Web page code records

## Begin

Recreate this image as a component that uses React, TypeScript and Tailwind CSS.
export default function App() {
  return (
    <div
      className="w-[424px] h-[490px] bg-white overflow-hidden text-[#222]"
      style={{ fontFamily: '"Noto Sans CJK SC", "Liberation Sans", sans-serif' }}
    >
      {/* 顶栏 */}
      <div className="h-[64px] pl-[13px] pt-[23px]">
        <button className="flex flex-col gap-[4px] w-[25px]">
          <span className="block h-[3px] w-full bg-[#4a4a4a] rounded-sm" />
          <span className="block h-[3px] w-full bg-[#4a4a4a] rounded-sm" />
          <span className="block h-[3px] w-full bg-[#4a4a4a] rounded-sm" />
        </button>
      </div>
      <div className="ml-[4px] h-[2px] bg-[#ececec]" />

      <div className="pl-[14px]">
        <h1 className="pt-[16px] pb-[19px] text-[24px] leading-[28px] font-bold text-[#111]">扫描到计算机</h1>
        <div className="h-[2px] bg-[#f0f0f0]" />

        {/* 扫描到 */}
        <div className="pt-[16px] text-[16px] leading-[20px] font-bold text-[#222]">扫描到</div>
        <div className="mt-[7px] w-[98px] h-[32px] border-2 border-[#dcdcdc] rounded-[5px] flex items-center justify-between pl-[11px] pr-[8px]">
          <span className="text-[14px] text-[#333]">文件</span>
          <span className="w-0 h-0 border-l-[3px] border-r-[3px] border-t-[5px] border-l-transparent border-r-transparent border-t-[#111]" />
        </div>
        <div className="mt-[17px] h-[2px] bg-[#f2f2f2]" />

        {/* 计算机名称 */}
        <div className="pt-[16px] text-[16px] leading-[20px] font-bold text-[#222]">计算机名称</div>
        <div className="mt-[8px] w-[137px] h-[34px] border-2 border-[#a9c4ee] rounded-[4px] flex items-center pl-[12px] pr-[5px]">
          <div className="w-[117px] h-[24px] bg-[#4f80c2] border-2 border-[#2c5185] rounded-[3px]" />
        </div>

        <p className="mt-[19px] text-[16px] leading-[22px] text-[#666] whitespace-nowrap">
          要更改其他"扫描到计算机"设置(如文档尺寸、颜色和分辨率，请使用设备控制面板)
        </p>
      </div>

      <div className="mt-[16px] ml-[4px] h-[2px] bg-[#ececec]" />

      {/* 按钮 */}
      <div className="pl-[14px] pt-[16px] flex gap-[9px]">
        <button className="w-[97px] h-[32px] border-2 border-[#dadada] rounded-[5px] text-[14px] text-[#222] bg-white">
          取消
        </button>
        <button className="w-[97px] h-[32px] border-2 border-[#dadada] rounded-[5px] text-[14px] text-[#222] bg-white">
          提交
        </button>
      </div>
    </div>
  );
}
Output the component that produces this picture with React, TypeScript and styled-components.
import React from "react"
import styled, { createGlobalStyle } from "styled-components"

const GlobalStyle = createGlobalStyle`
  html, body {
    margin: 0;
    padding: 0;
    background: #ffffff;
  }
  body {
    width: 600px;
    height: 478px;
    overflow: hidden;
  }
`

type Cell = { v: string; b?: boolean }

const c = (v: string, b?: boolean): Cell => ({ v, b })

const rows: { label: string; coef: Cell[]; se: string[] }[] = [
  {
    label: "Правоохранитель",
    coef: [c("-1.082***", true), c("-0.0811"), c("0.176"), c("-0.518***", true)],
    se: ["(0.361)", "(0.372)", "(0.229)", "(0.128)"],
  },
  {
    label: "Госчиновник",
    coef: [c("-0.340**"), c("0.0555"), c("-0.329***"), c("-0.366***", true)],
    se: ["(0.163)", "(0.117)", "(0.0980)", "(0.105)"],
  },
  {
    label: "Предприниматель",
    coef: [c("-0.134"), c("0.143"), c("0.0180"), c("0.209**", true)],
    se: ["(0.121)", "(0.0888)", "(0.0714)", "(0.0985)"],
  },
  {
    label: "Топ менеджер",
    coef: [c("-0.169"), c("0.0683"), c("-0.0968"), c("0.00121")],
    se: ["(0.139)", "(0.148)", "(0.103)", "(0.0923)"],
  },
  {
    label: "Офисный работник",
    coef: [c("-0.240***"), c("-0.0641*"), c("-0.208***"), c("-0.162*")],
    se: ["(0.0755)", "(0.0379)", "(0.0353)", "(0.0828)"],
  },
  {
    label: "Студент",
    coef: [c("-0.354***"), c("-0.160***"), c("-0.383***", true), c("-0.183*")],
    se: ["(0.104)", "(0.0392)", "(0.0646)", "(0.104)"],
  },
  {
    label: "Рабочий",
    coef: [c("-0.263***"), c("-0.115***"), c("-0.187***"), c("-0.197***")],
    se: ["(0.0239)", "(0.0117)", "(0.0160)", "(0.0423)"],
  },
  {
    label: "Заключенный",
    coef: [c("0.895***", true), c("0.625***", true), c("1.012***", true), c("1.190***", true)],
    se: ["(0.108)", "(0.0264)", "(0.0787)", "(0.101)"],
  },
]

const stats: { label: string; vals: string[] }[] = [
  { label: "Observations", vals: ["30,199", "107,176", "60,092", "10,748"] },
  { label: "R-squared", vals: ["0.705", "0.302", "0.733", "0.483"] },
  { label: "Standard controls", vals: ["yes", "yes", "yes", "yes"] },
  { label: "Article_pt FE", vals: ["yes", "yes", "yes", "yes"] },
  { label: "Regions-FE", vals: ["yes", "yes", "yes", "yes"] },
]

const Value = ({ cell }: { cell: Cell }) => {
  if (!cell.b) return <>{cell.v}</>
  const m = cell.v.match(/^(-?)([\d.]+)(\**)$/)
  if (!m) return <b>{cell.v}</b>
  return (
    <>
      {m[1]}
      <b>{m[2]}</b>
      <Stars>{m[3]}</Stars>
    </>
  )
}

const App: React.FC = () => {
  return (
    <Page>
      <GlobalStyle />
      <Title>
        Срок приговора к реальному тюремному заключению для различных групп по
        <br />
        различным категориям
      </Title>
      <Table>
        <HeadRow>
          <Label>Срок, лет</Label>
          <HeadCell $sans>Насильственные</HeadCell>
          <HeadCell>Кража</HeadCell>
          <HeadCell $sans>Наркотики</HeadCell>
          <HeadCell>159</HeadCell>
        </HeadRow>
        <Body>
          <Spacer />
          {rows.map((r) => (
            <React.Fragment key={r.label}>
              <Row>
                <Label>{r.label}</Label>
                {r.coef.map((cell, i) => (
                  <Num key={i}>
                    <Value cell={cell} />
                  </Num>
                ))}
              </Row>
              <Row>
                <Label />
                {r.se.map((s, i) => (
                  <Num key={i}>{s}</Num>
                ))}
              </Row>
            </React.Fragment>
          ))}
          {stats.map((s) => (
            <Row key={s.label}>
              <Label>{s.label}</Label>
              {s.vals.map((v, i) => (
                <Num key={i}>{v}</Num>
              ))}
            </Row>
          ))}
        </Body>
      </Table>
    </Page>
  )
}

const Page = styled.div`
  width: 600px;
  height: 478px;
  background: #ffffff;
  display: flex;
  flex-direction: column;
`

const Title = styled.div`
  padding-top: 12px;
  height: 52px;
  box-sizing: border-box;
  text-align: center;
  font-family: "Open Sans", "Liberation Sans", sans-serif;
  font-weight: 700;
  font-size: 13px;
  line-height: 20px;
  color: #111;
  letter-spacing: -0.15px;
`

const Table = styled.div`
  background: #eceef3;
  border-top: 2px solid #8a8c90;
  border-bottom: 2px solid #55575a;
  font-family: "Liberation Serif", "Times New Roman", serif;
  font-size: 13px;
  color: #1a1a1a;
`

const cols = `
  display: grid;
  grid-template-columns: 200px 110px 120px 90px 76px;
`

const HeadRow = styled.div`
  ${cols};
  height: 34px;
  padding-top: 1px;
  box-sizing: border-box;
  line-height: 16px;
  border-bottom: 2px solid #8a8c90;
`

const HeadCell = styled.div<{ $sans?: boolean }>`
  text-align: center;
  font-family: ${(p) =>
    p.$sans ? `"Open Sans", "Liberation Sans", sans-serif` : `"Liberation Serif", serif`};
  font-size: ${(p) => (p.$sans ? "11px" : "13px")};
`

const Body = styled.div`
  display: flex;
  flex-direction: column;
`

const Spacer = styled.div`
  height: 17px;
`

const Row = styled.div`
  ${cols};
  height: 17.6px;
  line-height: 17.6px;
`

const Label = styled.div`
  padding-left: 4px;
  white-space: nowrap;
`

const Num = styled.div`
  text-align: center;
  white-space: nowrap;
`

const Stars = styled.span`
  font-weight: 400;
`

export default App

## End

_Exercise goal:_ Give back exactly the stretch that opens on the line with "Output the component" and closes on the line with "const c = (v: string, b?: boolean): Cell".

_Expected output:_
Output the component that produces this picture with React, TypeScript and styled-components.
import React from "react"
import styled, { createGlobalStyle } from "styled-components"

const GlobalStyle = createGlobalStyle`
  html, body {
    margin: 0;
    padding: 0;
    background: #ffffff;
  }
  body {
    width: 600px;
    height: 478px;
    overflow: hidden;
  }
`

type Cell = { v: string; b?: boolean }

const c = (v: string, b?: boolean): Cell => ({ v, b })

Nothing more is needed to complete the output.